▶ [AIM OF THE TASK]:
Extract each line of the material that follows exactly and omit its pictures.

START GIVEN INFORMATION

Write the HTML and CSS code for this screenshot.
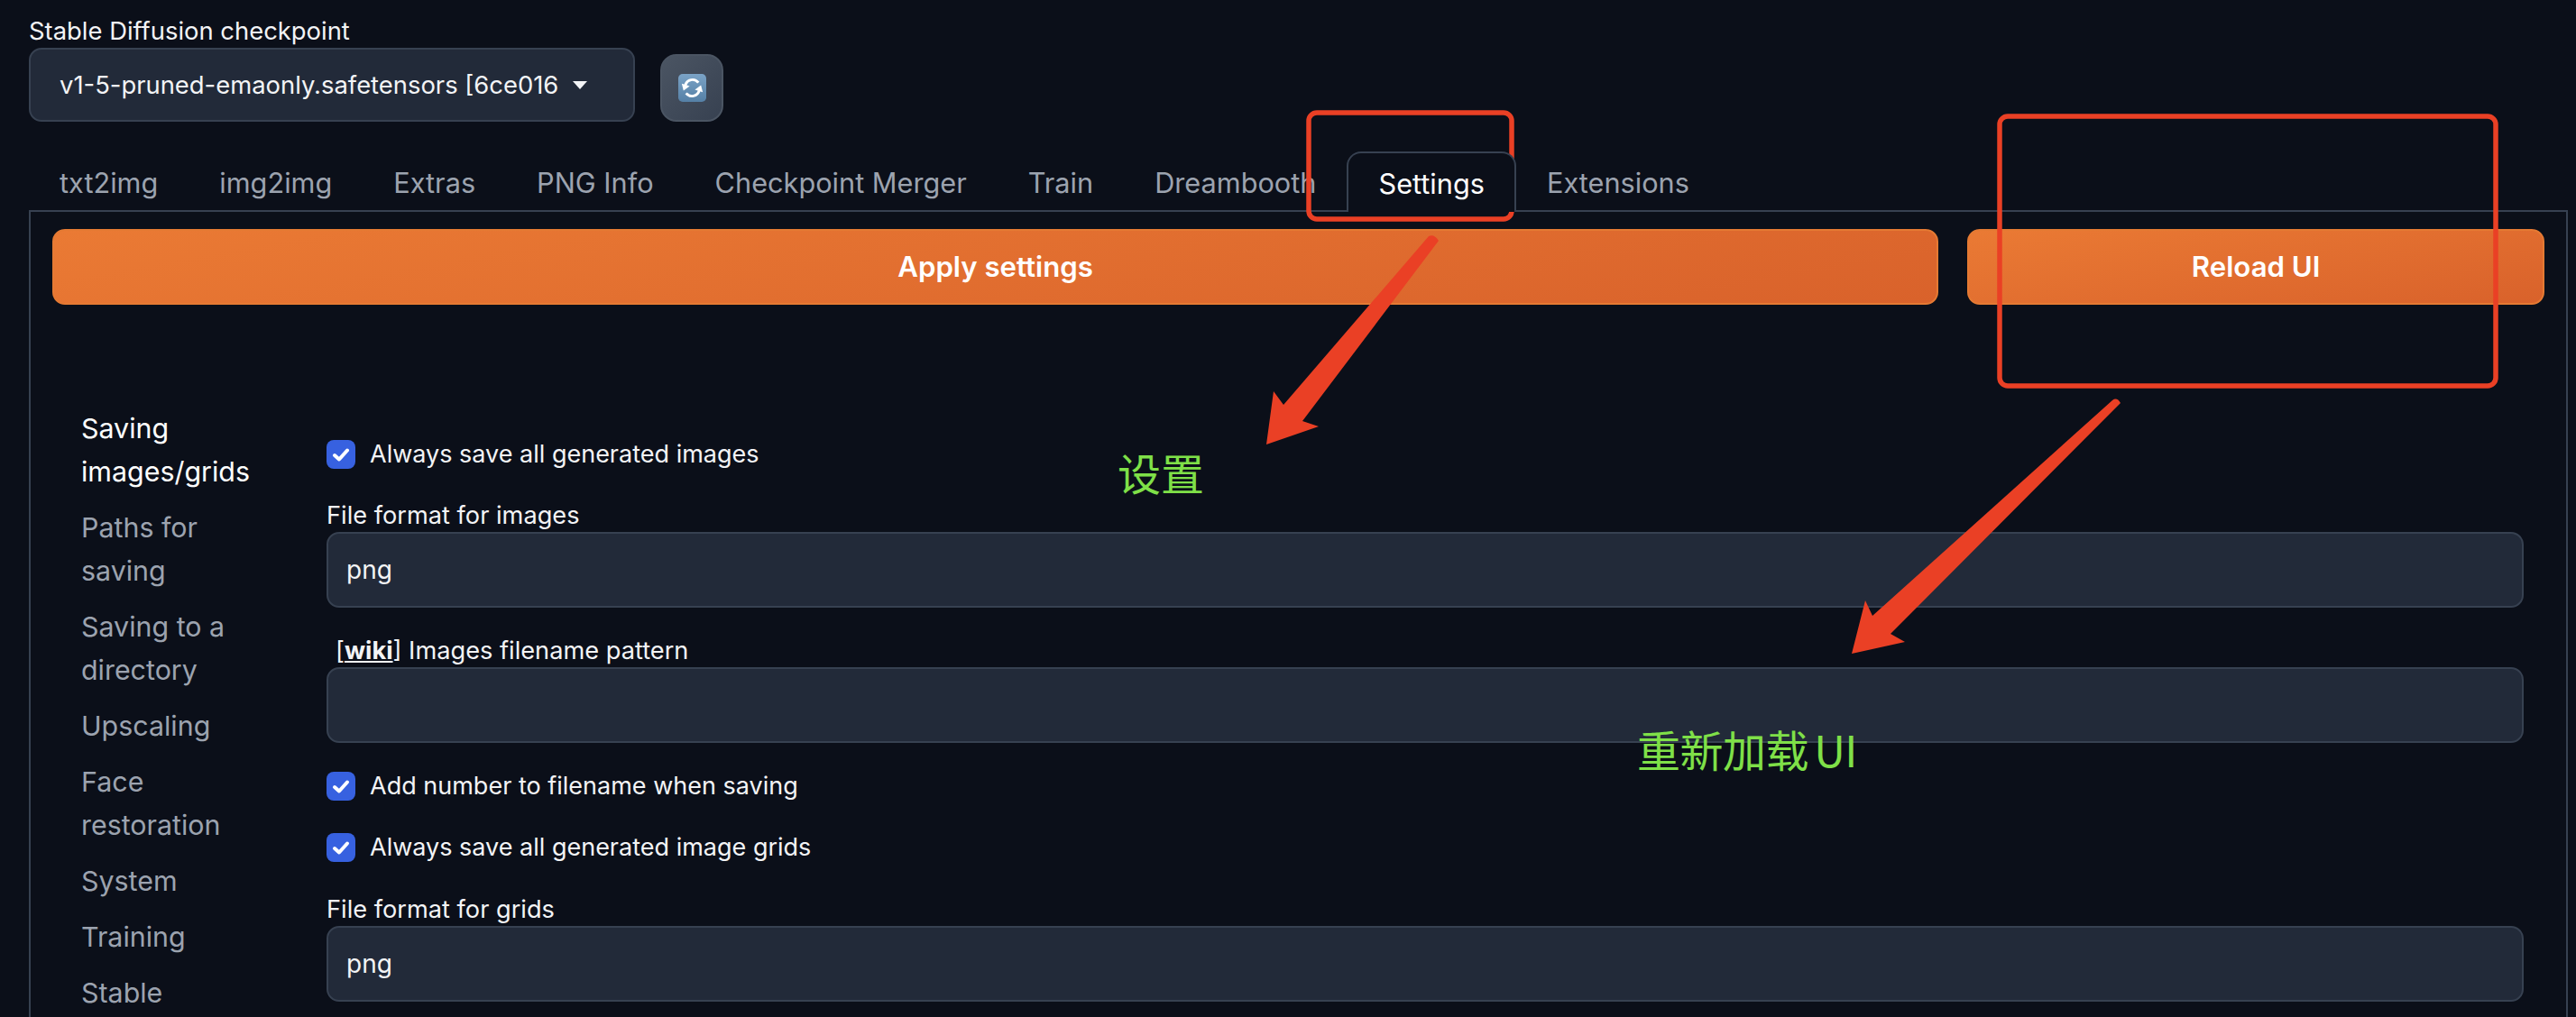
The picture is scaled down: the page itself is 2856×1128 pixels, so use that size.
FILE: index.html
```html
<!DOCTYPE html>
<html lang="en">
<head>
<meta charset="utf-8">
<title>Stable Diffusion web UI settings</title>
<link rel="stylesheet" href="styles.css">
</head>
<body>
<div class="page">
  <header class="top">
    <div class="ckpt">
      <div class="ckpt-label">Stable Diffusion checkpoint</div>
      <div class="select"><span class="select-text">v1-5-pruned-emaonly.safetensors [6ce016</span><span class="caret"></span></div>
    </div>
    <button class="refresh" type="button">
      <svg class="refresh-icon" width="31" height="31" viewBox="0 0 32 32">
        <defs><linearGradient id="rg" x1="0" y1="0" x2="0" y2="1"><stop offset="0" stop-color="#7ba3c6"/><stop offset="1" stop-color="#5580a6"/></linearGradient></defs>
        <rect width="32" height="32" rx="5" fill="url(#rg)"/>
        <path d="M8 13a8.500 8.500 0 0 1 15-3" fill="none" stroke="#fff" stroke-width="3"/>
        <path d="M24 19a8.500 8.500 0 0 1-15 3" fill="none" stroke="#fff" stroke-width="3"/>
        <path d="M4 11l9 3-7 5z" fill="#fff"/>
        <path d="M28 21l-9-3 7-5z" fill="#fff"/>
      </svg>
    </button>
  </header>
  <nav class="tabs">
    <span class="tab">txt2img</span>
    <span class="tab">img2img</span>
    <span class="tab">Extras</span>
    <span class="tab">PNG Info</span>
    <span class="tab">Checkpoint Merger</span>
    <span class="tab">Train</span>
    <span class="tab">Dreambooth</span>
    <span class="tab tab-active">Settings</span>
    <span class="tab">Extensions</span>
  </nav>
  <main class="panel">
    <div class="actions">
      <button class="primary primary-apply" type="button">Apply settings</button>
      <button class="primary primary-reload" type="button">Reload UI</button>
    </div>
    <div class="settings">
      <aside class="side">
        <a class="side-item side-active">Saving images/grids</a>
        <a class="side-item">Paths for saving</a>
        <a class="side-item">Saving to a directory</a>
        <a class="side-item">Upscaling</a>
        <a class="side-item">Face restoration</a>
        <a class="side-item">System</a>
        <a class="side-item">Training</a>
        <a class="side-item">Stable Diffusion</a>
      </aside>
      <section class="form">
        <label class="check check-first"><span class="box"><svg width="32" height="32" viewBox="0 0 32 32"><path d="M9 17l5 4.500 9-10" fill="none" stroke="#fff" stroke-width="4" stroke-linecap="round" stroke-linejoin="round"/></svg></span>Always save all generated images</label>
        <div class="field field-format">
          <div class="field-label">File format for images</div>
          <div class="input">png</div>
        </div>
        <div class="field field-pattern">
          <div class="field-label field-label-wiki">[<b class="wiki">wiki</b>] Images filename pattern</div>
          <div class="input"></div>
        </div>
        <label class="check check-second"><span class="box"><svg width="32" height="32" viewBox="0 0 32 32"><path d="M9 17l5 4.500 9-10" fill="none" stroke="#fff" stroke-width="4" stroke-linecap="round" stroke-linejoin="round"/></svg></span>Add number to filename when saving</label>
        <label class="check check-third"><span class="box"><svg width="32" height="32" viewBox="0 0 32 32"><path d="M9 17l5 4.500 9-10" fill="none" stroke="#fff" stroke-width="4" stroke-linecap="round" stroke-linejoin="round"/></svg></span>Always save all generated image grids</label>
        <div class="field field-grids">
          <div class="field-label">File format for grids</div>
          <div class="input">png</div>
        </div>
      </section>
    </div>
  </main>
  <svg class="marks" width="2856" height="1128" viewBox="0 0 2856 1128">
    <rect x="1451" y="125" width="225" height="118" rx="9" fill="none" stroke="#ea4025" stroke-width="5.500"/>
    <rect x="2217" y="129" width="550" height="299" rx="9" fill="none" stroke="#ea4025" stroke-width="5.500"/>
    <path d="M1584 262Q1590 259 1595 267L1444 467 1462 473 1404 493 1412 434 1423 449Z" fill="#ea4025"/>
    <path d="M2342 444Q2347 440 2351 447L2096 703 2112 712 2053 725 2068 666 2076 683Z" fill="#ea4025"/>
  </svg>
  <div class="note note-settings">设置</div>
  <div class="note note-reload">重新加载 UI</div>
</div>
</body>
</html>
```
FILE: styles.css
```css
* { box-sizing: border-box; }
html, body { margin: 0; height: 100%; overflow: hidden; background: #0b0f19; }
body { font-family: Inter, "Noto Sans CJK SC", sans-serif; color: #f3f4f6; }
.page { position: relative; width: 2856px; height: 1128px; overflow: hidden; padding: 0 9px 0 32px; }

.top { display: flex; align-items: flex-end; gap: 28px; height: 135px; }
.ckpt { width: 672px; }
.ckpt-label { font-size: 27.4px; line-height: 34px; height: 53px; padding-top: 17px; }
.select { display: flex; align-items: center; height: 82px; padding: 0 32px; background: #222a39; border: 2px solid #374151; border-radius: 14px; font-size: 27.4px; white-space: nowrap; }
.select-text { overflow: hidden; }
.caret { width: 0; height: 0; margin-left: 16px; border: 8px solid transparent; border-top: 9px solid #f3f4f6; border-bottom: 0; }
.refresh { display: flex; align-items: center; justify-content: center; width: 70px; height: 75px; padding: 0; background: linear-gradient(135deg, #4b5563, #374151); border: 2px solid #4b5563; border-radius: 18px; }

.tabs { display: flex; height: 98px; align-items: flex-end; }
.tab { height: 65px; line-height: 70px; padding: 0 34px; font-size: 30.7px; color: #9ca3af; white-space: nowrap; }
.tab-active { position: relative; z-index: 1; color: #fff; border: 2px solid #374151; border-bottom: 0; border-radius: 16px 16px 0 0; height: 67px; margin-bottom: -2px; padding: 0 33px; background: #0b0f19; line-height: 68px; }

.panel { height: 900px; border: 2px solid #374151; padding: 19px 24px 0; border-bottom: 0; }
.actions { display: flex; gap: 32px; }
.primary { height: 84px; border: 2px solid #e57a33; border-radius: 14px; color: #fff; font: 600 31.2px Inter, sans-serif; background: linear-gradient(170deg, #ea7a34, #d9622b); }
.primary-apply { width: 2092px; }
.primary-reload { width: 640px; }

.settings { display: flex; padding-top: 113px; }
.side { width: 304px; flex: none; padding: 0 71px 0 32px; }
.side-item { display: block; padding-bottom: 14px; font-size: 30.4px; line-height: 48px; color: #9ca3af; }
.side-active { color: #fff; }
.form { flex: 1; margin-right: 23px; }
.check { display: flex; align-items: center; gap: 16px; font-size: 27px; line-height: 32px; }
.box { display: block; width: 32px; height: 32px; background: #3761e0; border-radius: 8px; }
.box svg { display: block; }
.check-first { margin-top: 37px; }
.field-label { font-size: 27.2px; line-height: 36px; }
.field-label-wiki { padding-left: 10px; }
.wiki { font-weight: 700; text-decoration: underline; }
.input { height: 84px; padding: 0 20px; background: #222a39; border: 2px solid #374151; border-radius: 14px; font-size: 28px; line-height: 80px; }
.field-format { margin-top: 34px; }
.field-pattern { margin-top: 30px; }
.check-second { margin-top: 32px; }
.check-third { margin-top: 36px; }
.field-grids { margin-top: 35px; }

.marks { position: absolute; left: 0; top: 0; pointer-events: none; }
.note { position: absolute; color: #7fe048; font-family: "Noto Sans CJK SC", sans-serif; font-size: 48px; line-height: 60px; white-space: nowrap; }
.note-settings { left: 1239px; top: 493px; }
.note-reload { left: 1815px; top: 800px; word-spacing: -4px; letter-spacing: -0.5px; }
```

END GIVEN INFORMATION

▶ [EXPECTED ANSWER]:
Write the HTML and CSS code for this screenshot.
The picture is scaled down: the page itself is 2856×1128 pixels, so use that size.
FILE: index.html
```html
<!DOCTYPE html>
<html lang="en">
<head>
<meta charset="utf-8">
<title>Stable Diffusion web UI settings</title>
<link rel="stylesheet" href="styles.css">
</head>
<body>
<div class="page">
  <header class="top">
    <div class="ckpt">
      <div class="ckpt-label">Stable Diffusion checkpoint</div>
      <div class="select"><span class="select-text">v1-5-pruned-emaonly.safetensors [6ce016</span><span class="caret"></span></div>
    </div>
    <button class="refresh" type="button">
      <svg class="refresh-icon" width="31" height="31" viewBox="0 0 32 32">
        <defs><linearGradient id="rg" x1="0" y1="0" x2="0" y2="1"><stop offset="0" stop-color="#7ba3c6"/><stop offset="1" stop-color="#5580a6"/></linearGradient></defs>
        <rect width="32" height="32" rx="5" fill="url(#rg)"/>
        <path d="M8 13a8.500 8.500 0 0 1 15-3" fill="none" stroke="#fff" stroke-width="3"/>
        <path d="M24 19a8.500 8.500 0 0 1-15 3" fill="none" stroke="#fff" stroke-width="3"/>
        <path d="M4 11l9 3-7 5z" fill="#fff"/>
        <path d="M28 21l-9-3 7-5z" fill="#fff"/>
      </svg>
    </button>
  </header>
  <nav class="tabs">
    <span class="tab">txt2img</span>
    <span class="tab">img2img</span>
    <span class="tab">Extras</span>
    <span class="tab">PNG Info</span>
    <span class="tab">Checkpoint Merger</span>
    <span class="tab">Train</span>
    <span class="tab">Dreambooth</span>
    <span class="tab tab-active">Settings</span>
    <span class="tab">Extensions</span>
  </nav>
  <main class="panel">
    <div class="actions">
      <button class="primary primary-apply" type="button">Apply settings</button>
      <button class="primary primary-reload" type="button">Reload UI</button>
    </div>
    <div class="settings">
      <aside class="side">
        <a class="side-item side-active">Saving images/grids</a>
        <a class="side-item">Paths for saving</a>
        <a class="side-item">Saving to a directory</a>
        <a class="side-item">Upscaling</a>
        <a class="side-item">Face restoration</a>
        <a class="side-item">System</a>
        <a class="side-item">Training</a>
        <a class="side-item">Stable Diffusion</a>
      </aside>
      <section class="form">
        <label class="check check-first"><span class="box"><svg width="32" height="32" viewBox="0 0 32 32"><path d="M9 17l5 4.500 9-10" fill="none" stroke="#fff" stroke-width="4" stroke-linecap="round" stroke-linejoin="round"/></svg></span>Always save all generated images</label>
        <div class="field field-format">
          <div class="field-label">File format for images</div>
          <div class="input">png</div>
        </div>
        <div class="field field-pattern">
          <div class="field-label field-label-wiki">[<b class="wiki">wiki</b>] Images filename pattern</div>
          <div class="input"></div>
        </div>
        <label class="check check-second"><span class="box"><svg width="32" height="32" viewBox="0 0 32 32"><path d="M9 17l5 4.500 9-10" fill="none" stroke="#fff" stroke-width="4" stroke-linecap="round" stroke-linejoin="round"/></svg></span>Add number to filename when saving</label>
        <label class="check check-third"><span class="box"><svg width="32" height="32" viewBox="0 0 32 32"><path d="M9 17l5 4.500 9-10" fill="none" stroke="#fff" stroke-width="4" stroke-linecap="round" stroke-linejoin="round"/></svg></span>Always save all generated image grids</label>
        <div class="field field-grids">
          <div class="field-label">File format for grids</div>
          <div class="input">png</div>
        </div>
      </section>
    </div>
  </main>
  <svg class="marks" width="2856" height="1128" viewBox="0 0 2856 1128">
    <rect x="1451" y="125" width="225" height="118" rx="9" fill="none" stroke="#ea4025" stroke-width="5.500"/>
    <rect x="2217" y="129" width="550" height="299" rx="9" fill="none" stroke="#ea4025" stroke-width="5.500"/>
    <path d="M1584 262Q1590 259 1595 267L1444 467 1462 473 1404 493 1412 434 1423 449Z" fill="#ea4025"/>
    <path d="M2342 444Q2347 440 2351 447L2096 703 2112 712 2053 725 2068 666 2076 683Z" fill="#ea4025"/>
  </svg>
  <div class="note note-settings">设置</div>
  <div class="note note-reload">重新加载 UI</div>
</div>
</body>
</html>
```
FILE: styles.css
```css
* { box-sizing: border-box; }
html, body { margin: 0; height: 100%; overflow: hidden; background: #0b0f19; }
body { font-family: Inter, "Noto Sans CJK SC", sans-serif; color: #f3f4f6; }
.page { position: relative; width: 2856px; height: 1128px; overflow: hidden; padding: 0 9px 0 32px; }

.top { display: flex; align-items: flex-end; gap: 28px; height: 135px; }
.ckpt { width: 672px; }
.ckpt-label { font-size: 27.4px; line-height: 34px; height: 53px; padding-top: 17px; }
.select { display: flex; align-items: center; height: 82px; padding: 0 32px; background: #222a39; border: 2px solid #374151; border-radius: 14px; font-size: 27.4px; white-space: nowrap; }
.select-text { overflow: hidden; }
.caret { width: 0; height: 0; margin-left: 16px; border: 8px solid transparent; border-top: 9px solid #f3f4f6; border-bottom: 0; }
.refresh { display: flex; align-items: center; justify-content: center; width: 70px; height: 75px; padding: 0; background: linear-gradient(135deg, #4b5563, #374151); border: 2px solid #4b5563; border-radius: 18px; }

.tabs { display: flex; height: 98px; align-items: flex-end; }
.tab { height: 65px; line-height: 70px; padding: 0 34px; font-size: 30.7px; color: #9ca3af; white-space: nowrap; }
.tab-active { position: relative; z-index: 1; color: #fff; border: 2px solid #374151; border-bottom: 0; border-radius: 16px 16px 0 0; height: 67px; margin-bottom: -2px; padding: 0 33px; background: #0b0f19; line-height: 68px; }

.panel { height: 900px; border: 2px solid #374151; padding: 19px 24px 0; border-bottom: 0; }
.actions { display: flex; gap: 32px; }
.primary { height: 84px; border: 2px solid #e57a33; border-radius: 14px; color: #fff; font: 600 31.2px Inter, sans-serif; background: linear-gradient(170deg, #ea7a34, #d9622b); }
.primary-apply { width: 2092px; }
.primary-reload { width: 640px; }

.settings { display: flex; padding-top: 113px; }
.side { width: 304px; flex: none; padding: 0 71px 0 32px; }
.side-item { display: block; padding-bottom: 14px; font-size: 30.4px; line-height: 48px; color: #9ca3af; }
.side-active { color: #fff; }
.form { flex: 1; margin-right: 23px; }
.check { display: flex; align-items: center; gap: 16px; font-size: 27px; line-height: 32px; }
.box { display: block; width: 32px; height: 32px; background: #3761e0; border-radius: 8px; }
.box svg { display: block; }
.check-first { margin-top: 37px; }
.field-label { font-size: 27.2px; line-height: 36px; }
.field-label-wiki { padding-left: 10px; }
.wiki { font-weight: 700; text-decoration: underline; }
.input { height: 84px; padding: 0 20px; background: #222a39; border: 2px solid #374151; border-radius: 14px; font-size: 28px; line-height: 80px; }
.field-format { margin-top: 34px; }
.field-pattern { margin-top: 30px; }
.check-second { margin-top: 32px; }
.check-third { margin-top: 36px; }
.field-grids { margin-top: 35px; }

.marks { position: absolute; left: 0; top: 0; pointer-events: none; }
.note { position: absolute; color: #7fe048; font-family: "Noto Sans CJK SC", sans-serif; font-size: 48px; line-height: 60px; white-space: nowrap; }
.note-settings { left: 1239px; top: 493px; }
.note-reload { left: 1815px; top: 800px; word-spacing: -4px; letter-spacing: -0.5px; }
```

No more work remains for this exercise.